When I worked for the local public library, I helped with the food festival called Eat Drink Read Write. It was a very popular festival, and that year we amped up our social media presence. We added Pinterest (pinned recipes and books in various categories), Facebook (posted each day showing books available for checkout in the library in various food-related categories), and Twitter (our Facebook page was routed to post there as well), and also posted reviews, etc. on our library blog page. All of this was tagged, with the festival name as well as with whatever topic we were discussing at the time (food trucks, Asian cuisine, etc.). People definitely noticed our page, it was in their feed every business day, and it was continuously reminding people that the festival was coming up. The festival was a great success and I think the increased social media presence definitely helped.

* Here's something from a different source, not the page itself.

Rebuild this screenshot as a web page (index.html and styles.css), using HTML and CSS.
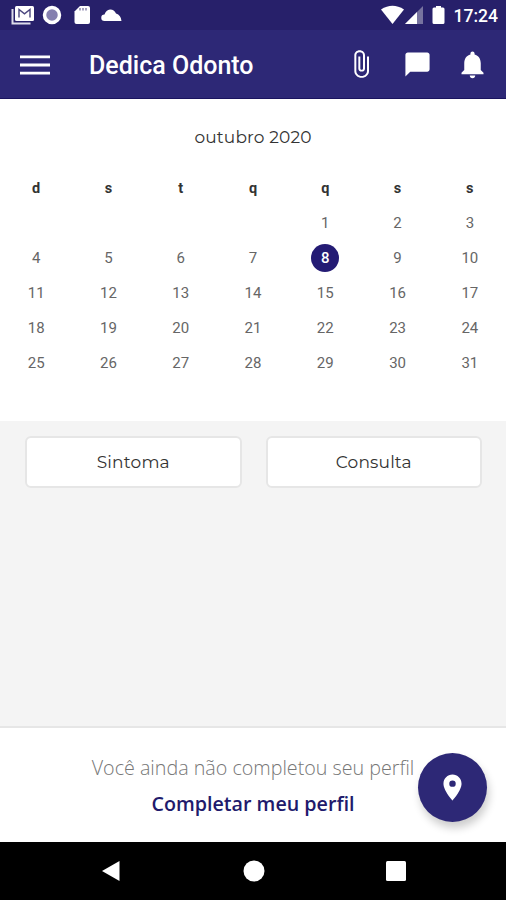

Social media and libraries are really complimentary. It puts the information professional out there to interact with the public and shows the benefits and holdings of the library. It reminds patrons to visit the library, and by marking it online with tags, it reaches an even greater audience. It may not be a physical person who can come into your library (they may be across the country) but gives your library relevance, interaction, and purpose. I absolutely love the back and forth interaction of the Orkney and Shetland libraries in Scotland. I live for their sass. If I were to ever find myself in Scotland, I would definitely visit these out of the way libraries because I absolutely love what they’ve done online. It’s just one example of how libraries have used a social media presence, tagging, and an eager audience to make a name for themselves.
When our tagging and bookmarking assignment was changed to Reddit, I kind of got sweaty palms. I’m not comfortable there for two reasons, and it was perhaps my own self-fulfilling prophesy that caused me to run screaming from there. I know Reddit only by periphery. My husband is comfortable with it, used it extensively years ago, and I think it is a worthy site, it just isn’t for me. The two reasons I don’t like it are: Trolling and Comments. I despise the comment section of ANY website because it is either inane or mean, and the trolling is just a part of who Reddit is, and trolling is bullying to me, which makes me upset for obvious reasons.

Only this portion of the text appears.